Recently, an ultrasound system has been extensively used in the medical field due to its non-invasive and non-destructive nature. Modern high-performance ultrasound imaging diagnostic systems and techniques are commonly used to produce two- or three-dimensional ultrasound images of internal features of patients. In order to provide the ultrasound images, the ultrasound system operates in various image modes such as a brightness mode, a Doppler mode and the like to acquire ultrasound images for diagnosis.

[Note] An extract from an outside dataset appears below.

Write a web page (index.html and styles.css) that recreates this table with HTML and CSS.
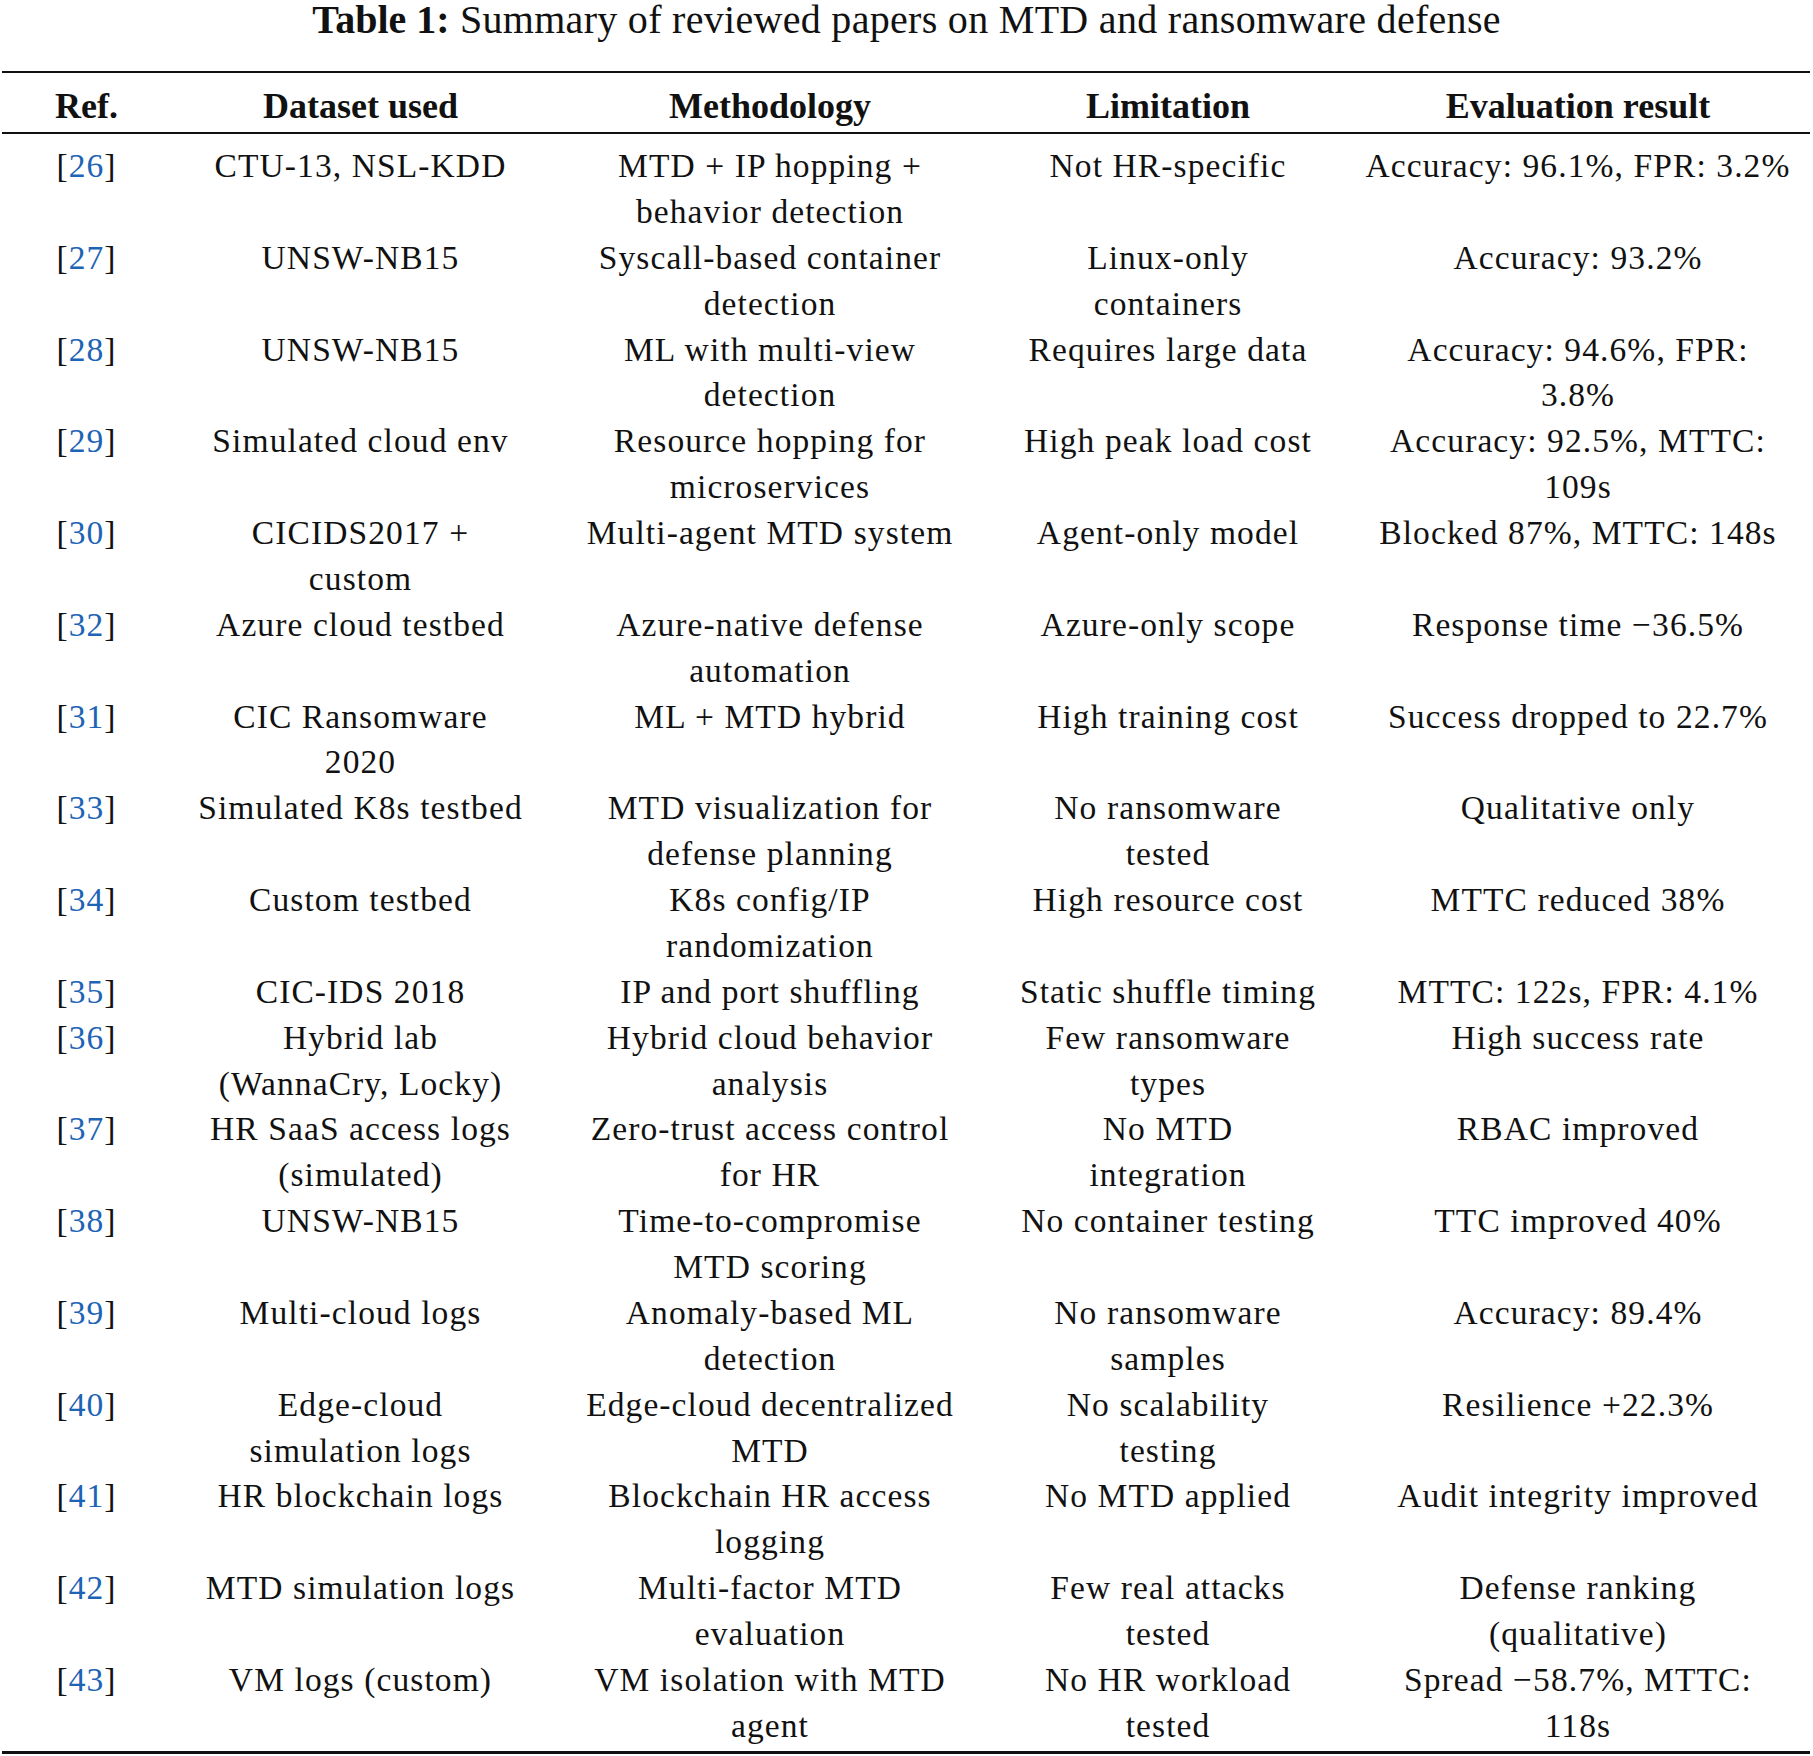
FILE: index.html
```html
<!DOCTYPE html>
<html lang="en">
<head>
<meta charset="utf-8">
<title>Table 1</title>
<link rel="stylesheet" href="styles.css">
</head>
<body>
<div class="caption"><b>Table 1:</b> Summary of reviewed papers on MTD and ransomware defense</div>
<table class="summary">
<colgroup>
<col class="c-ref"><col class="c-data"><col class="c-meth"><col class="c-lim"><col class="c-eval">
</colgroup>
<thead>
<tr><th>Ref.</th><th>Dataset used</th><th>Methodology</th><th>Limitation</th><th>Evaluation result</th></tr>
</thead>
<tbody>
<tr><td>[<span class="cite">26</span>]</td><td>CTU-13, NSL-KDD</td><td>MTD + IP hopping +<br>behavior detection</td><td>Not HR-specific</td><td>Accuracy: 96.1%, FPR: 3.2%</td></tr>
<tr><td>[<span class="cite">27</span>]</td><td>UNSW-NB15</td><td>Syscall-based container<br>detection</td><td>Linux-only<br>containers</td><td>Accuracy: 93.2%</td></tr>
<tr><td>[<span class="cite">28</span>]</td><td>UNSW-NB15</td><td>ML with multi-view<br>detection</td><td>Requires large data</td><td>Accuracy: 94.6%, FPR:<br>3.8%</td></tr>
<tr><td>[<span class="cite">29</span>]</td><td>Simulated cloud env</td><td>Resource hopping for<br>microservices</td><td>High peak load cost</td><td>Accuracy: 92.5%, MTTC:<br>109s</td></tr>
<tr><td>[<span class="cite">30</span>]</td><td>CICIDS2017 +<br>custom</td><td>Multi-agent MTD system</td><td>Agent-only model</td><td>Blocked 87%, MTTC: 148s</td></tr>
<tr><td>[<span class="cite">32</span>]</td><td>Azure cloud testbed</td><td>Azure-native defense<br>automation</td><td>Azure-only scope</td><td>Response time −36.5%</td></tr>
<tr><td>[<span class="cite">31</span>]</td><td>CIC Ransomware<br>2020</td><td>ML + MTD hybrid</td><td>High training cost</td><td>Success dropped to 22.7%</td></tr>
<tr><td>[<span class="cite">33</span>]</td><td>Simulated K8s testbed</td><td>MTD visualization for<br>defense planning</td><td>No ransomware<br>tested</td><td>Qualitative only</td></tr>
<tr><td>[<span class="cite">34</span>]</td><td>Custom testbed</td><td>K8s config/IP<br>randomization</td><td>High resource cost</td><td>MTTC reduced 38%</td></tr>
<tr><td>[<span class="cite">35</span>]</td><td>CIC-IDS 2018</td><td>IP and port shuffling</td><td>Static shuffle timing</td><td>MTTC: 122s, FPR: 4.1%</td></tr>
<tr><td>[<span class="cite">36</span>]</td><td>Hybrid lab<br>(WannaCry, Locky)</td><td>Hybrid cloud behavior<br>analysis</td><td>Few ransomware<br>types</td><td>High success rate</td></tr>
<tr><td>[<span class="cite">37</span>]</td><td>HR SaaS access logs<br>(simulated)</td><td>Zero-trust access control<br>for HR</td><td>No MTD<br>integration</td><td>RBAC improved</td></tr>
<tr><td>[<span class="cite">38</span>]</td><td>UNSW-NB15</td><td>Time-to-compromise<br>MTD scoring</td><td>No container testing</td><td>TTC improved 40%</td></tr>
<tr><td>[<span class="cite">39</span>]</td><td>Multi-cloud logs</td><td>Anomaly-based ML<br>detection</td><td>No ransomware<br>samples</td><td>Accuracy: 89.4%</td></tr>
<tr><td>[<span class="cite">40</span>]</td><td>Edge-cloud<br>simulation logs</td><td>Edge-cloud decentralized<br>MTD</td><td>No scalability<br>testing</td><td>Resilience +22.3%</td></tr>
<tr><td>[<span class="cite">41</span>]</td><td>HR blockchain logs</td><td>Blockchain HR access<br>logging</td><td>No MTD applied</td><td>Audit integrity improved</td></tr>
<tr><td>[<span class="cite">42</span>]</td><td>MTD simulation logs</td><td>Multi-factor MTD<br>evaluation</td><td>Few real attacks<br>tested</td><td>Defense ranking<br>(qualitative)</td></tr>
<tr><td>[<span class="cite">43</span>]</td><td>VM logs (custom)</td><td>VM isolation with MTD<br>agent</td><td>No HR workload<br>tested</td><td>Spread −58.7%, MTTC:<br>118s</td></tr>
</tbody>
</table>
</body>
</html>
```

FILE: styles.css
```css
html, body {
  margin: 0;
  padding: 0;
  background: #ffffff;
}

body {
  font-family: "Liberation Serif", "Times New Roman", serif;
  color: #111111;
}

.caption {
  font-size: 40px;
  line-height: 40px;
  letter-spacing: 0.3px;
  text-align: center;
  margin: 0 0 31px 0;
}

.caption b {
  font-weight: bold;
  letter-spacing: 0;
}

.summary {
  width: 1808px;
  margin-left: 2px;
  table-layout: fixed;
  border-collapse: separate;
  border-spacing: 0;
}

.c-ref { width: 169px; }
.c-data { width: 379px; }
.c-meth { width: 440px; }
.c-lim { width: 356px; }
.c-eval { width: 464px; }

.summary th {
  font-size: 36px;
  font-weight: bold;
  line-height: 46px;
  text-align: center;
  white-space: nowrap;
  padding: 10px 0 3px 0;
  border-top: 2px solid #111111;
  border-bottom: 2px solid #111111;
}

.summary td {
  font-size: 33.5px;
  letter-spacing: 1.1px;
  line-height: 45.87px;
  text-align: center;
  vertical-align: top;
  white-space: nowrap;
  padding: 0;
}

.summary tbody tr:first-child td {
  padding-top: 9px;
}

.summary tbody tr:last-child td {
  padding-bottom: 2.5px;
  border-bottom: 3px solid #111111;
}

.cite {
  color: #1d64b5;
}
```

In the Doppler mode, the ultrasound system provides a color flow image showing velocities of moving objects such as blood flow, a heart, etc. The color flow image may be formed based on Doppler signals obtained by alternately transmitting and receiving ultrasound signals to and from a target object. The Doppler signals may contain low frequency signals due to the motion of cardiac walls or valves of a heart. The low frequency signals (so-called clutter signals) have amplitude of over 100 times than that of normal Doppler signals obtained from the blood flow. The clutter signals may be an obstacle to accurately detect velocities of the blood flow. Thus, it is required to remove the clutter signals from the Doppler signals for accurate detection. The ultrasound system adopts clutter filters, which are types of a high pass filter, to remove the clutter signals.
The clutter filters of a conventional ultrasound system remove the clutter signals with a specific cutoff frequency. In such a case, if the cutoff frequency is highly set, then the Doppler signals of a relatively low frequency may be also cut off with the clutter signals. Thus, it may be difficult to accurately detect the velocities of the blood flow.